Damian Lillard is not looking as good, unfortunately. He’s not getting deep shots in rhythm. He’s not attempting at the same angles or distances he succeeded at last year. His shot looks great when he can take a couple dribbles, size up, set up, and release. Quick shots coming out of the flow of the offense just don’t look right. He went 5-20 against Charlotte, 2-14 from the arc, and it wasn’t about the defensive pressure. He did dish a dozen assists.
Speaking of pressure, neither Lillard or McCollum were able to put enough on their counterparts. LaMelo Ball had 27—2 more than McCollum—shooting 50% from the field. Terry Rozier managed 14, the same as Dame. Each shot 4-9 from distance.
An opposing backcourt shooting more efficiently than Dame and CJ is no big deal. When they shoot more efficiently AND outscore Portland’s guards, that’s an issue.

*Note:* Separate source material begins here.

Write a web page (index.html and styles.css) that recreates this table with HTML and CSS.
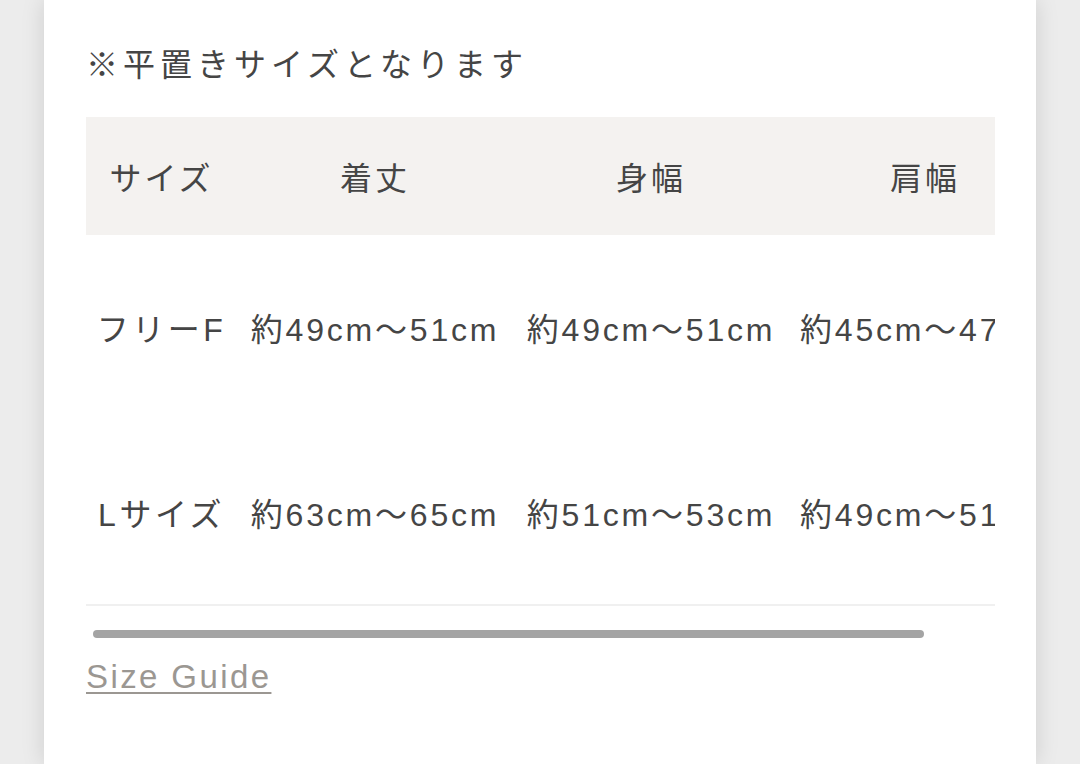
FILE: index.html
```html
<!DOCTYPE html>
<html lang="ja">
<head>
<meta charset="utf-8">
<title>サイズ</title>
<link rel="stylesheet" href="styles.css">
</head>
<body>
<main class="card">
  <p class="note">※平置きサイズとなります</p>
  <div class="table-wrap">
    <table class="size-table">
      <colgroup>
        <col class="c1"><col class="c2"><col class="c3"><col class="c4">
      </colgroup>
      <thead>
        <tr class="head-row">
          <th>サイズ</th><th>着丈</th><th>身幅</th><th>肩幅</th>
        </tr>
      </thead>
      <tbody>
        <tr class="data-row">
          <td>フリーF</td><td>約49cm〜51cm</td><td>約49cm〜51cm</td><td>約45cm〜47cm</td>
        </tr>
        <tr class="data-row last">
          <td>Lサイズ</td><td>約63cm〜65cm</td><td>約51cm〜53cm</td><td>約49cm〜51cm</td>
        </tr>
      </tbody>
    </table>
  </div>
  <div class="scroll-thumb"></div>
  <a class="guide" href="#">Size Guide</a>
</main>
</body>
</html>
```

FILE: styles.css
```css
html, body {
  margin: 0;
  padding: 0;
}
body {
  background: #ececec;
  font-family: "Liberation Sans", "Noto Sans CJK JP", sans-serif;
  color: #454545;
  overflow: hidden;
}
.card {
  box-sizing: border-box;
  width: 992px;
  min-height: 764px;
  margin: 0 auto;
  background: #ffffff;
  padding: 42px 41px 0 42px;
  box-shadow: 0 0 22px rgba(0, 0, 0, 0.13);
}
.note {
  margin: 0 0 35px;
  font-family: "Noto Sans CJK JP", sans-serif;
  font-size: 32px;
  line-height: 40px;
  letter-spacing: 5px;
  color: #454545;
  white-space: nowrap;
}
.table-wrap {
  width: 909px;
  overflow: hidden;
  border-bottom: 2px solid #f0f0f0;
}
.size-table {
  border-collapse: collapse;
  table-layout: fixed;
  width: 1105px;
}
.c1 { width: 151px; }
.c2 { width: 276px; }
.c3 { width: 276px; }
.c4 { width: 402px; }
.size-table th,
.size-table td {
  padding: 0;
  white-space: nowrap;
  vertical-align: middle;
  font-weight: 400;
}
.size-table td:last-child {
  text-align: left;
  padding-left: 11px;
}
.head-row {
  background: #f4f2f0;
  height: 118px;
}
.head-row th {
  font-family: "Noto Sans CJK JP", sans-serif;
  font-size: 32px;
  letter-spacing: 3px;
  text-align: center;
  color: #454545;
}
.head-row th:last-child {
  text-align: left;
  padding-left: 101px;
}
.data-row {
  height: 184px;
}
.data-row.last {
  height: 185px;
}
.data-row td {
  font-size: 32px;
  letter-spacing: 2.8px;
  text-align: center;
  color: #454545;
}
.data-row td:first-child {
  letter-spacing: 3.5px;
}
.scroll-thumb {
  width: 831px;
  height: 8px;
  margin: 24px 0 0 7px;
  border-radius: 4px;
  background: #a4a4a4;
}
.guide {
  display: inline-block;
  margin-top: 19px;
  font-family: "Liberation Sans", sans-serif;
  font-size: 33px;
  line-height: 40px;
  letter-spacing: 2.4px;
  color: #9b9792;
  text-decoration: underline;
  text-decoration-thickness: 2px;
  text-underline-offset: 4px;
}
```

Norman Powell continues to find his way, much like Nance, Jr. He was super-aggressive in the first and third quarters, either attempting threes or cutting straight through the Hornets’ defense when they were looking elsewhere. In the even-numbered periods he either wasn’t on the floor or wasn’t noticeable there. Powell finished the game shooting 6-15, 2-9 from distance, for 14 points.
The scary thing about the evening isn’t just the loss, but that the Blazers have to turn around and play the Philadelphia 76’ers tomorrow. The contest begins at 4:00, Pacific. They’ll all need to play like saints to dodge the potential Halloween hangover.